◆ **Material provided**:
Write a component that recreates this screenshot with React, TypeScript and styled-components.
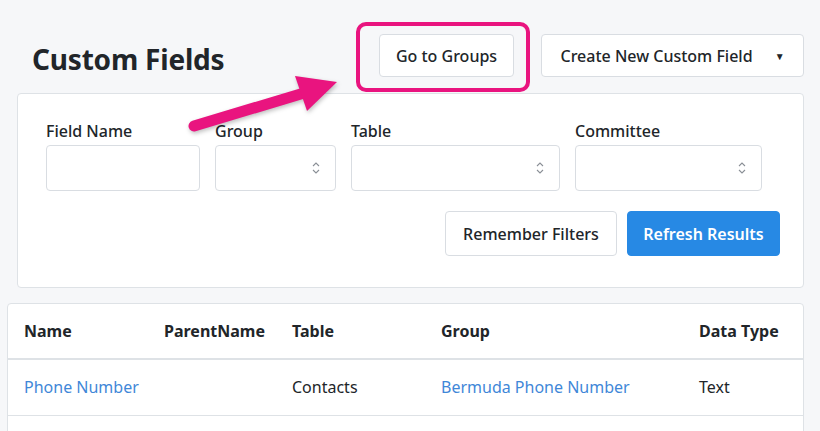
import { FC } from "react";
import styled, { createGlobalStyle } from "styled-components";

const color = {
  page: "#f6f7f9",
  text: "#212529",
  border: "#dee2e6",
  inputBorder: "#d9dde2",
  link: "#3f87d8",
  blue: "#2789e4",
  pink: "#e9147f",
  chevron: "#8a8f96",
};

const GlobalStyle = createGlobalStyle`
  html, body {
    margin: 0;
    padding: 0;
    background: ${color.page};
    font-family: "Noto Sans", "Open Sans", "Liberation Sans", sans-serif;
    color: ${color.text};
  }
  * { box-sizing: border-box; }
`;

const Page = styled.div({
  position: "relative",
  width: "820px",
  height: "431px",
  overflow: "hidden",
  padding: "34px 16px 0 0",
});

const Header = styled.div({
  display: "flex",
  alignItems: "flex-start",
  justifyContent: "space-between",
  paddingLeft: "32px",
  marginBottom: "16px",
});

const Title = styled.h1({
  margin: "8px 0 0",
  fontSize: "28px",
  lineHeight: "34px",
  fontWeight: 700,
  letterSpacing: "-0.2px",
});

const Actions = styled.div({
  display: "flex",
  gap: "27px",
});

const Highlight = styled.div({
  position: "relative",
  "&::after": {
    content: '""',
    position: "absolute",
    left: "-23px",
    right: "-16px",
    top: "-12px",
    bottom: "-15px",
    border: `4px solid ${color.pink}`,
    borderRadius: "10px",
    pointerEvents: "none",
  },
});

const Button = styled.button<{ $primary?: boolean; $width: number }>(
  ({ $primary, $width }) => ({
    display: "inline-flex",
    alignItems: "center",
    justifyContent: "center",
    width: `${$width}px`,
    height: "43px",
    padding: 0,
    fontFamily: "inherit",
    fontSize: "16px",
    fontWeight: $primary ? 600 : 500,
    color: $primary ? "#ffffff" : color.text,
    backgroundColor: $primary ? color.blue : "#ffffff",
    border: `1px solid ${$primary ? color.blue : color.inputBorder}`,
    borderRadius: "4px",
    cursor: "pointer",
  })
);

const Caret = styled.span({
  marginLeft: "22px",
  fontSize: "10px",
});

const Card = styled.div<{ $left: number; $top?: number }>(({ $left, $top }) => ({
  marginLeft: `${$left}px`,
  marginTop: `${$top ?? 0}px`,
  backgroundColor: "#ffffff",
  border: `1px solid ${color.border}`,
  borderRadius: "4px",
}));

const Filters = styled.div({
  padding: "25px 23px 31px 28px",
});

const FieldRow = styled.div({
  display: "flex",
  gap: "15px",
});

const Field = styled.label<{ $width: number }>(({ $width }) => ({
  display: "flex",
  flexDirection: "column",
  width: `${$width}px`,
  fontSize: "16px",
  fontWeight: 500,
  lineHeight: "24px",
  gap: "2px",
}));

const Input = styled.div({
  position: "relative",
  height: "46px",
  backgroundColor: "#ffffff",
  border: `1px solid ${color.inputBorder}`,
  borderRadius: "4px",
});

const Chevrons = styled.svg({
  position: "absolute",
  right: "15px",
  top: "16px",
});

const ButtonRow = styled.div({
  display: "flex",
  justifyContent: "flex-end",
  gap: "10px",
  marginTop: "20px",
  "& > button": {
    height: "45px",
  },
});

const Table = styled.table({
  width: "100%",
  borderCollapse: "collapse",
  tableLayout: "fixed",
  fontSize: "16px",
});

const Th = styled.th({
  textAlign: "left",
  fontWeight: 700,
  padding: "0 0 0 16px",
  height: "55px",
  borderBottom: `2px solid ${color.border}`,
  whiteSpace: "nowrap",
});

const Td = styled.td<{ $link?: boolean }>(({ $link }) => ({
  padding: "0 0 0 16px",
  height: "56px",
  color: $link ? color.link : color.text,
  borderBottom: `1px solid ${color.border}`,
  whiteSpace: "nowrap",
}));

const Arrow = styled.svg({
  position: "absolute",
  left: "180px",
  top: "66px",
  filter: "drop-shadow(1px 2px 2px rgba(0,0,0,0.25))",
});

const SelectChevrons: FC = () => (
  <Chevrons width="8" height="12" viewBox="0 0 8 12">
    <path
      d="M1 4 L4 1 L7 4 M1 8 L4 11 L7 8"
      fill="none"
      stroke={color.chevron}
      strokeWidth="1.1"
    />
  </Chevrons>
);

const fields = [
  { label: "Field Name", width: 154, select: false },
  { label: "Group", width: 121, select: true },
  { label: "Table", width: 209, select: true },
  { label: "Committee", width: 187, select: true },
];

const columns = [
  { name: "Name", width: 140 },
  { name: "ParentName", width: 128 },
  { name: "Table", width: 149 },
  { name: "Group", width: 258 },
  { name: "Data Type", width: undefined },
];

const App: FC = () => {
  return (
    <>
      <GlobalStyle />
      <Page>
        <Header>
          <Title>Custom Fields</Title>
          <Actions>
            <Highlight>
              <Button $width={135}>Go to Groups</Button>
            </Highlight>
            <Button $width={263}>
              Create New Custom Field<Caret>▼</Caret>
            </Button>
          </Actions>
        </Header>

        <Card $left={17}>
          <Filters>
            <FieldRow>
              {fields.map((field) => (
                <Field key={field.label} $width={field.width}>
                  {field.label}
                  <Input>{field.select && <SelectChevrons />}</Input>
                </Field>
              ))}
            </FieldRow>
            <ButtonRow>
              <Button $width={172}>Remember Filters</Button>
              <Button $primary $width={153}>
                Refresh Results
              </Button>
            </ButtonRow>
          </Filters>
        </Card>

        <Card $left={7} $top={15}>
          <Table>
            <colgroup>
              {columns.map((col) => (
                <col
                  key={col.name}
                  style={col.width ? { width: `${col.width}px` } : undefined}
                />
              ))}
            </colgroup>
            <thead>
              <tr>
                {columns.map((col) => (
                  <Th key={col.name}>{col.name}</Th>
                ))}
              </tr>
            </thead>
            <tbody>
              <tr>
                <Td $link>Phone Number</Td>
                <Td />
                <Td>Contacts</Td>
                <Td $link>Bermuda Phone Number</Td>
                <Td>Text</Td>
              </tr>
              <tr>
                <Td />
                <Td />
                <Td />
                <Td />
                <Td />
              </tr>
            </tbody>
          </Table>
        </Card>

        <Arrow width="170" height="70" viewBox="180 66 170 70">
          <line
            x1="194"
            y1="126"
            x2="304"
            y2="93"
            stroke={color.pink}
            strokeWidth="11"
            strokeLinecap="round"
          />
          <polygon points="337,82 295,76 307,111" fill={color.pink} />
        </Arrow>
      </Page>
    </>
  );
};

export default App;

◆ **Stated exercise**: Exactly how many lines in the data above contain the word "components"? Respond with the number and nothing more.

◆ **Exercise response**: 2